**YOUR OBJECTIVE**
Quote every line below exactly and skip any picture.

============================================================

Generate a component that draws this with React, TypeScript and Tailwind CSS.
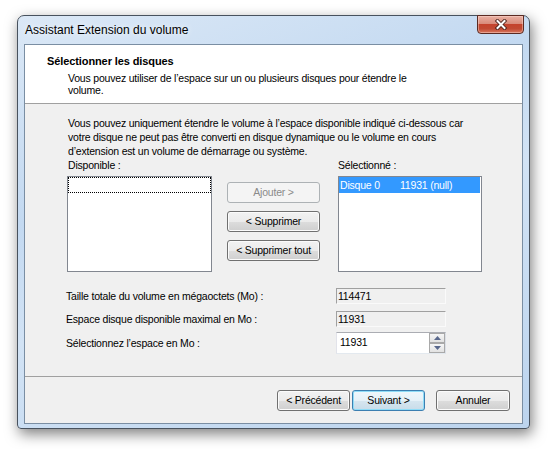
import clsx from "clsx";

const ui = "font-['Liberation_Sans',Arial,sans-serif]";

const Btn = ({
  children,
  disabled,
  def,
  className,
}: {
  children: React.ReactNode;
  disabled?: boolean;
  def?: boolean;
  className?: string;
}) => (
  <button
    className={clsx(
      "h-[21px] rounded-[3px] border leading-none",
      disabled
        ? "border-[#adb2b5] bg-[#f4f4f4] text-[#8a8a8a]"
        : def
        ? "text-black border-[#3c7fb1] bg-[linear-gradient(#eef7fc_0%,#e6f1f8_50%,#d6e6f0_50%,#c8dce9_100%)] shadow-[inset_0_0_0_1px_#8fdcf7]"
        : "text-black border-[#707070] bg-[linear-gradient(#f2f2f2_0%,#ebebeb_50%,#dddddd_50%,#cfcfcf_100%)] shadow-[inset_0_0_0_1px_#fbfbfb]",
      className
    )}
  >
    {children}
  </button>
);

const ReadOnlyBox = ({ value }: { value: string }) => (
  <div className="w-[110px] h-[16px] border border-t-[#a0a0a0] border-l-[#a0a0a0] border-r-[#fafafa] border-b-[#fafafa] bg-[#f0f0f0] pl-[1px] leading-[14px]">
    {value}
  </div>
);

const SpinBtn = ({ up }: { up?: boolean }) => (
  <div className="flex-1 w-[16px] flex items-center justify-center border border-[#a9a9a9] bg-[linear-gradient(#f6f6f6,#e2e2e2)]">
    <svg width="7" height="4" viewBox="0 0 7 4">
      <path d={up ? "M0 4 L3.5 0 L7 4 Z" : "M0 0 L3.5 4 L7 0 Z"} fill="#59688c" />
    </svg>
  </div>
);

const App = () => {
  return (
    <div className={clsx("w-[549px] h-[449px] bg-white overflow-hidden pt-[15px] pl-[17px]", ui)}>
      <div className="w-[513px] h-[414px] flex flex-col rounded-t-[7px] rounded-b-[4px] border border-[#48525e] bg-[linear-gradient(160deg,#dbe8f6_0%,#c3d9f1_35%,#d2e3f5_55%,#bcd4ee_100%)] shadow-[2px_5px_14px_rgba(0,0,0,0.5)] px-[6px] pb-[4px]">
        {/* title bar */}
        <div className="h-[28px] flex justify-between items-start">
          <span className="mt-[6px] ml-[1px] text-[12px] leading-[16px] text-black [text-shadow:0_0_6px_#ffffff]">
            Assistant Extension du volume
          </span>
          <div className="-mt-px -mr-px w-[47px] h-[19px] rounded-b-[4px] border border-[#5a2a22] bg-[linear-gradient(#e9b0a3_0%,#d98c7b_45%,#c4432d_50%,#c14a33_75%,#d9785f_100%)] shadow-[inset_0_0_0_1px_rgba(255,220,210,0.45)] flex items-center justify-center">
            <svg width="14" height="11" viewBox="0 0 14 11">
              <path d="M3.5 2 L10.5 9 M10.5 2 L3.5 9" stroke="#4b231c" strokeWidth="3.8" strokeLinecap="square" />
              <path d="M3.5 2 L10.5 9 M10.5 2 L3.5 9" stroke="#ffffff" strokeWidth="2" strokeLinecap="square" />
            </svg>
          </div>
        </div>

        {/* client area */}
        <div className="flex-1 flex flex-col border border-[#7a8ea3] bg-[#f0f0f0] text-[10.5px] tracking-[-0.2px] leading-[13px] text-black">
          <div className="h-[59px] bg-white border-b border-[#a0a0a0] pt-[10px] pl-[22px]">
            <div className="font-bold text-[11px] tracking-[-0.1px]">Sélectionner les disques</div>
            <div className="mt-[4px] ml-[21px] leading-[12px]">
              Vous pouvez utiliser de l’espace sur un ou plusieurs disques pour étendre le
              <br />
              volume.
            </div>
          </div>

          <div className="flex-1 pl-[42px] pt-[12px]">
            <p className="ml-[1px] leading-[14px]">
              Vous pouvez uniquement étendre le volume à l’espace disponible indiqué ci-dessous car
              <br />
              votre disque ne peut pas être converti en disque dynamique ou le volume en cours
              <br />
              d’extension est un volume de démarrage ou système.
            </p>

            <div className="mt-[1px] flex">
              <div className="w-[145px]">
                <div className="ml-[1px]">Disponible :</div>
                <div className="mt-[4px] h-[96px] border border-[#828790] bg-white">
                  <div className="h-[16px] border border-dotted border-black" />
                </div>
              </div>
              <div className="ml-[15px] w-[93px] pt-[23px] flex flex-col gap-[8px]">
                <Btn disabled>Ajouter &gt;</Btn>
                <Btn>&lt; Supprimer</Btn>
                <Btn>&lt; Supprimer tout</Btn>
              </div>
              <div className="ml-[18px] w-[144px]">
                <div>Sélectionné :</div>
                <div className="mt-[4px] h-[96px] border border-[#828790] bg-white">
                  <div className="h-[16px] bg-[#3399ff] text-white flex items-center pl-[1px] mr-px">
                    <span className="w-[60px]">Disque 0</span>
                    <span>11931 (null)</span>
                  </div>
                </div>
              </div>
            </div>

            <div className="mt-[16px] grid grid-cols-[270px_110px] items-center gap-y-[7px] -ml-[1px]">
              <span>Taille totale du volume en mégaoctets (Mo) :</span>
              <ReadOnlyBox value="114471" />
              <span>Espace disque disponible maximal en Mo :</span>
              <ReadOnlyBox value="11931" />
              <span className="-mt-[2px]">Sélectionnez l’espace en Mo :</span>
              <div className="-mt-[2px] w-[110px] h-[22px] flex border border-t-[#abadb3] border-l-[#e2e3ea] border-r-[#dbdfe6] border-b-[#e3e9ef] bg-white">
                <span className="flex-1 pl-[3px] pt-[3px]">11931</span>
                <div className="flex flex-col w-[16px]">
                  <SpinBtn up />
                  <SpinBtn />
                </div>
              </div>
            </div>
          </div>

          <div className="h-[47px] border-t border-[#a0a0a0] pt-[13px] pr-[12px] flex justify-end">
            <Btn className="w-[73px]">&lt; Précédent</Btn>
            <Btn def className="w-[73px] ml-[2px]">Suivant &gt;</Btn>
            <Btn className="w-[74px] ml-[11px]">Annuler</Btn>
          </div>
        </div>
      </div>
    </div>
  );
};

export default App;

============================================================

**RESULT FOR THIS TASK**
Generate a component that draws this with React, TypeScript and Tailwind CSS.
import clsx from "clsx";

const ui = "font-['Liberation_Sans',Arial,sans-serif]";

const Btn = ({
  children,
  disabled,
  def,
  className,
}: {
  children: React.ReactNode;
  disabled?: boolean;
  def?: boolean;
  className?: string;
}) => (
  <button
    className={clsx(
      "h-[21px] rounded-[3px] border leading-none",
      disabled
        ? "border-[#adb2b5] bg-[#f4f4f4] text-[#8a8a8a]"
        : def
        ? "text-black border-[#3c7fb1] bg-[linear-gradient(#eef7fc_0%,#e6f1f8_50%,#d6e6f0_50%,#c8dce9_100%)] shadow-[inset_0_0_0_1px_#8fdcf7]"
        : "text-black border-[#707070] bg-[linear-gradient(#f2f2f2_0%,#ebebeb_50%,#dddddd_50%,#cfcfcf_100%)] shadow-[inset_0_0_0_1px_#fbfbfb]",
      className
    )}
  >
    {children}
  </button>
);

const ReadOnlyBox = ({ value }: { value: string }) => (
  <div className="w-[110px] h-[16px] border border-t-[#a0a0a0] border-l-[#a0a0a0] border-r-[#fafafa] border-b-[#fafafa] bg-[#f0f0f0] pl-[1px] leading-[14px]">
    {value}
  </div>
);

const SpinBtn = ({ up }: { up?: boolean }) => (
  <div className="flex-1 w-[16px] flex items-center justify-center border border-[#a9a9a9] bg-[linear-gradient(#f6f6f6,#e2e2e2)]">
    <svg width="7" height="4" viewBox="0 0 7 4">
      <path d={up ? "M0 4 L3.5 0 L7 4 Z" : "M0 0 L3.5 4 L7 0 Z"} fill="#59688c" />
    </svg>
  </div>
);

const App = () => {
  return (
    <div className={clsx("w-[549px] h-[449px] bg-white overflow-hidden pt-[15px] pl-[17px]", ui)}>
      <div className="w-[513px] h-[414px] flex flex-col rounded-t-[7px] rounded-b-[4px] border border-[#48525e] bg-[linear-gradient(160deg,#dbe8f6_0%,#c3d9f1_35%,#d2e3f5_55%,#bcd4ee_100%)] shadow-[2px_5px_14px_rgba(0,0,0,0.5)] px-[6px] pb-[4px]">
        {/* title bar */}
        <div className="h-[28px] flex justify-between items-start">
          <span className="mt-[6px] ml-[1px] text-[12px] leading-[16px] text-black [text-shadow:0_0_6px_#ffffff]">
            Assistant Extension du volume
          </span>
          <div className="-mt-px -mr-px w-[47px] h-[19px] rounded-b-[4px] border border-[#5a2a22] bg-[linear-gradient(#e9b0a3_0%,#d98c7b_45%,#c4432d_50%,#c14a33_75%,#d9785f_100%)] shadow-[inset_0_0_0_1px_rgba(255,220,210,0.45)] flex items-center justify-center">
            <svg width="14" height="11" viewBox="0 0 14 11">
              <path d="M3.5 2 L10.5 9 M10.5 2 L3.5 9" stroke="#4b231c" strokeWidth="3.8" strokeLinecap="square" />
              <path d="M3.5 2 L10.5 9 M10.5 2 L3.5 9" stroke="#ffffff" strokeWidth="2" strokeLinecap="square" />
            </svg>
          </div>
        </div>

        {/* client area */}
        <div className="flex-1 flex flex-col border border-[#7a8ea3] bg-[#f0f0f0] text-[10.5px] tracking-[-0.2px] leading-[13px] text-black">
          <div className="h-[59px] bg-white border-b border-[#a0a0a0] pt-[10px] pl-[22px]">
            <div className="font-bold text-[11px] tracking-[-0.1px]">Sélectionner les disques</div>
            <div className="mt-[4px] ml-[21px] leading-[12px]">
              Vous pouvez utiliser de l’espace sur un ou plusieurs disques pour étendre le
              <br />
              volume.
            </div>
          </div>

          <div className="flex-1 pl-[42px] pt-[12px]">
            <p className="ml-[1px] leading-[14px]">
              Vous pouvez uniquement étendre le volume à l’espace disponible indiqué ci-dessous car
              <br />
              votre disque ne peut pas être converti en disque dynamique ou le volume en cours
              <br />
              d’extension est un volume de démarrage ou système.
            </p>

            <div className="mt-[1px] flex">
              <div className="w-[145px]">
                <div className="ml-[1px]">Disponible :</div>
                <div className="mt-[4px] h-[96px] border border-[#828790] bg-white">
                  <div className="h-[16px] border border-dotted border-black" />
                </div>
              </div>
              <div className="ml-[15px] w-[93px] pt-[23px] flex flex-col gap-[8px]">
                <Btn disabled>Ajouter &gt;</Btn>
                <Btn>&lt; Supprimer</Btn>
                <Btn>&lt; Supprimer tout</Btn>
              </div>
              <div className="ml-[18px] w-[144px]">
                <div>Sélectionné :</div>
                <div className="mt-[4px] h-[96px] border border-[#828790] bg-white">
                  <div className="h-[16px] bg-[#3399ff] text-white flex items-center pl-[1px] mr-px">
                    <span className="w-[60px]">Disque 0</span>
                    <span>11931 (null)</span>
                  </div>
                </div>
              </div>
            </div>

            <div className="mt-[16px] grid grid-cols-[270px_110px] items-center gap-y-[7px] -ml-[1px]">
              <span>Taille totale du volume en mégaoctets (Mo) :</span>
              <ReadOnlyBox value="114471" />
              <span>Espace disque disponible maximal en Mo :</span>
              <ReadOnlyBox value="11931" />
              <span className="-mt-[2px]">Sélectionnez l’espace en Mo :</span>
              <div className="-mt-[2px] w-[110px] h-[22px] flex border border-t-[#abadb3] border-l-[#e2e3ea] border-r-[#dbdfe6] border-b-[#e3e9ef] bg-white">
                <span className="flex-1 pl-[3px] pt-[3px]">11931</span>
                <div className="flex flex-col w-[16px]">
                  <SpinBtn up />
                  <SpinBtn />
                </div>
              </div>
            </div>
          </div>

          <div className="h-[47px] border-t border-[#a0a0a0] pt-[13px] pr-[12px] flex justify-end">
            <Btn className="w-[73px]">&lt; Précédent</Btn>
            <Btn def className="w-[73px] ml-[2px]">Suivant &gt;</Btn>
            <Btn className="w-[74px] ml-[11px]">Annuler</Btn>
          </div>
        </div>
      </div>
    </div>
  );
};

export default App;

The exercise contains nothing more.